No original, com Anthony Hopkins e Jodie Foster, alguns estarão lembrados da cena em que, atrás das grades, com a sua tão polida e nobre quanto ameaçadora persuasão, o dr. Lecter lembra Clarice, a jovem investigadora do FBI que busca o seu conselho para caçar um seriall killer, sobre a necessidade de não ignorar os princípios analíticos, à cabeça o da simplicidade. E regressamos aos clássicos – “Leia Marco Aurélio: sobre cada coisa em particular questiona o que ela é em si mesma. O que está na sua natureza.”

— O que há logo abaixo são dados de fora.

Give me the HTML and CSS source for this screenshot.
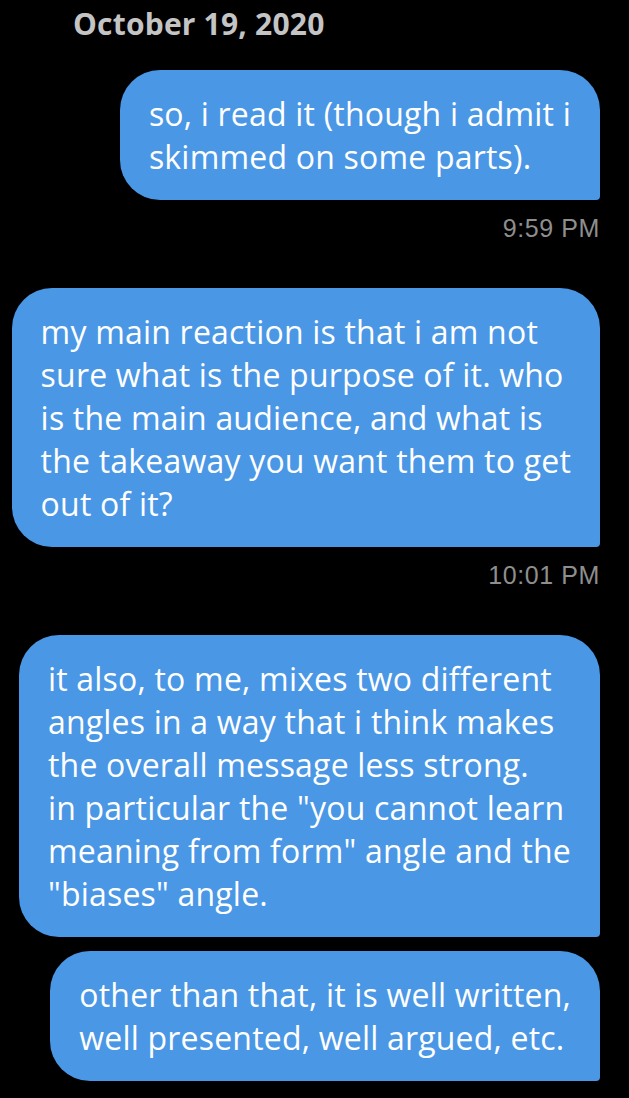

Ora, antes de irmos ver o que escreveu numa outra encarnação o protagonista do nosso “O Silêncio dos Inocentes”, convém lembrar que nesta produção de baixíssimo orçamento, que não chega nem ao 1% do bolo total do Estado, como não há dinheiro para estrelas das que enchem salas, foi-se buscar alguém aos bastidores. Um actor com uma impecável folha de serviço, garantindo desde logo que não se repete um episódio embaraçoso como o que levou o seu antecessor a ser posto fora. A primeira orientação estava dada à partida: nada de impetuosidades, nada menos que a máxima discrição, até para não inflamar mais o estrepitoso bando da cultura.
No filme ele acabaria por dar a cena e contracena, no duplo papel de aluno e mestre. E para não nos enrodilharmos mais nesta trama, para darmos descanso à analogia, digamos que esta é a história de um sacríficio. O de um homem às mãos de si mesmo. O poeta que perdeu o pio, para que o diplomata de carreira chegasse ao cume, ministro da Cultura.
Luís Filipe Castro Mendes, para quem não lhe conhece a obra, enquanto poeta tem um desses percursos literários dos quais, redonda e meigamente, se diz que primam pela coerência e solidez. É um poeta culto, desses que gostam de se perder no sótão da erudição, falar com os seus botões, e que do respeito fazem a sua virtude. Atento aos ritmos, à eficácia interna da língua que, escutada ancestralmente, traz já uns modos finos, uma dança de salão, Castro Mendes demonstrou mais habilidade no rendado das formas clássicas, do que quando aderiu ao chamado verso livre. De tal modo que dá às vezes a sensação de que a liberdade lhe causa um certo nervosismo, estando mais à-vontade a perfumar o ar da sua cela.
E aqui podemos fazer a ponte com o que lhe sucedeu no momento em que foi chamado a dirigir o Ministério da Cultura. Vinha aí um poeta e, num tempo com o tecto tão baixo, isso foi o suficiente para causar algum suspense. Só que houve logo as reveladoras declarações quanto ao novo acordo ortográfico – essa formidável ideia de umas bestas para quem a língua não passa de um trânsito liso. Ao poeta não lhe fazia diferença nenhuma, estava tudo muito bem, e depois veio a perceber também que não havia lugar para um discurso e uma visão mais audazes. Como se os problemas de fundo da Cultura passassem não tanto pela sua absoluta descaracterização e, consequentamente, a subalternização do seu papel social, mas simplesmente por uma eficácia na resolução das questões pendentes.
Para os que chegaram a entreter ilusões de que um poeta pudesse ambicionar mais do que ser um funcionário exemplar, dos que aprofundam com as suas virtudes a inépcia de todos os que entendem a cultura como uma mera liberalidade do Estado, uma “excrescência ornamental”, que serve sobretudo para distrair – “Não é verdade rapaz? E amanhã há bola/ antes de haver cinema madame blanche e parola” -, esses acabaram certamente desiludidos
Bem pode ter na cabeça os poetas e os melhores versos, sabê-los de cor, bem pode exaltar a poesia como uma forma constante de crítica à vida, ou à vidinha, pode prometer um “Regresso” – “Voltar à poesia, a esta distância sem rumo nem projecto/ voltar à poesia para estar mais longe/ do que sou”-, chegada a hora que conta, teremos de concluir que teve de seguir uma “vontade funcional” e abandonar a poesia pelas “regras de protocolo”. Como se pode ser ministro da Cultura e não trair aquele sentido de refundação que Maiakovski viu na poesia, falando de uma “arte nova” – nova, repetia ele – “que arranque a República à escória”?